Flying from Tucson to Sacramento last week was eye-opening, especially as we crossed California’s Imperial Valley where miles upon miles of desert lands are in agricultural production, ALL of the water coming from the Colorado River system, a watershed suffering its worst drought in 1,250 years. Then it was on up the Central Valley that produces well over 75% of most of our nation’s fruit and vegetables. Yet looking east at the Sierras, the valley’s dependency of summer runoff, all but the highest peaks were devoid of snow and the big reservoirs in the foothills had wide tell-tale shoreline rings. Entering the Sacramento Area where, even today in one of our worst droughts, lakes of flooded rice fields extend for miles and sprinklers were pumping water onto the thirsty alfalfa fields. So where will this summer’s agriculture water come from? Local farmers say that’s a silly question, “From the ground, pumping from our infinite ground water supply.” So…where does the ground water come from? From rainfall that has seeped into the earth over eons. Oops…no rainfall this year…or last…or… So what happens if the ground water runs out?

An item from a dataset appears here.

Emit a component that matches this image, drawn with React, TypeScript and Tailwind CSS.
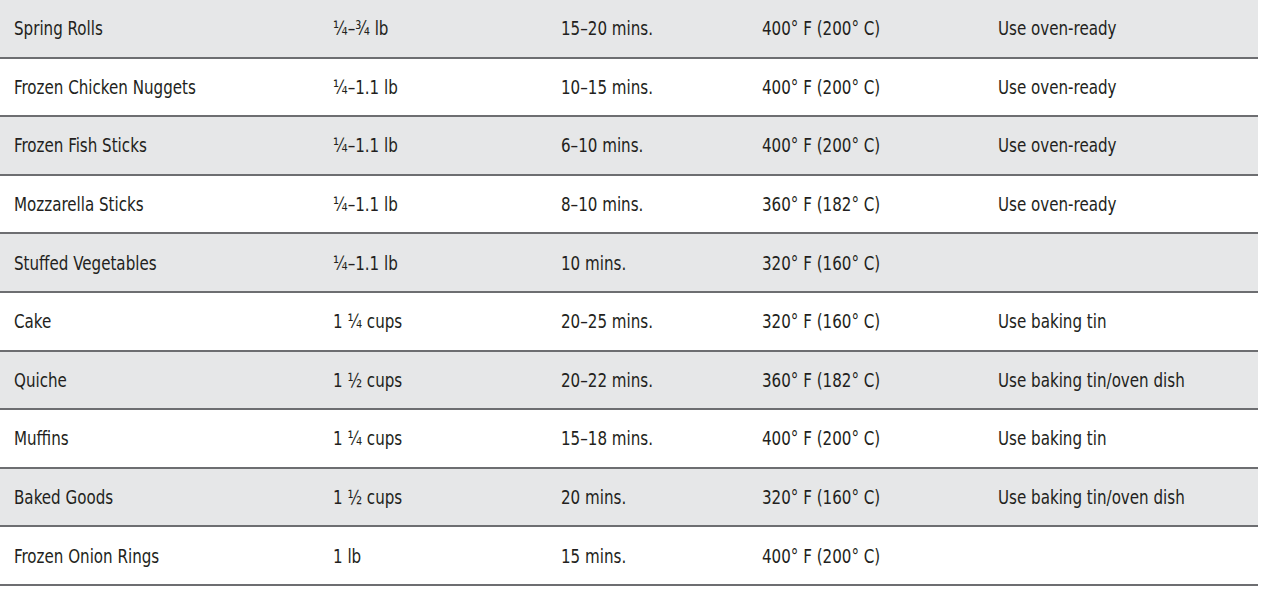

Already, in southern California’s Cuyama Valley the groundwater has been depleted to the point where irrigated agriculture is no longer viable. But, not to worry, our local Congressman, Doug LaMalfa (likely with the help of the Koch Brothers) has it all figured out as his campaign posters read “Water, Jobs, Liberty!” (yet no one’s clear on how he plans to provide for any of the three).
In years past the California Department of Water Resources regularly spoke of the “new water” they had located. At one meeting a number of years back I was loathe to ask the speaker, “Where did you find it? I thought we knew where all the rivers and lakes were already.” The answer was they’d developed a “new” equation for estimating runoff. This worked well until the drought hit. Oops again!
In his must-read book, The Cadillac Desert, regarding the history and future of water in our western states, Marc Reisner prefaces the book’s beginning by quoting the poet, Shelley, with his poem, Ozymandias. This seems as good place in which to end my concerns (or solidify them):
I met a traveller from an antique land
Who said: `Two vast and trunkless legs of stone
Stand in the desert. Near them, on the sand,
Half sunk, a shattered visage lies, whose frown,
And wrinkled lip, and sneer of cold command,
Tell that its sculptor well those passions read
Which yet survive, stamped on these lifeless things,
The hand that mocked them and the heart that fed.
And on the pedestal these words appear —
“My name is Ozymandias, king of kings:
Look on my works, ye Mighty, and despair!”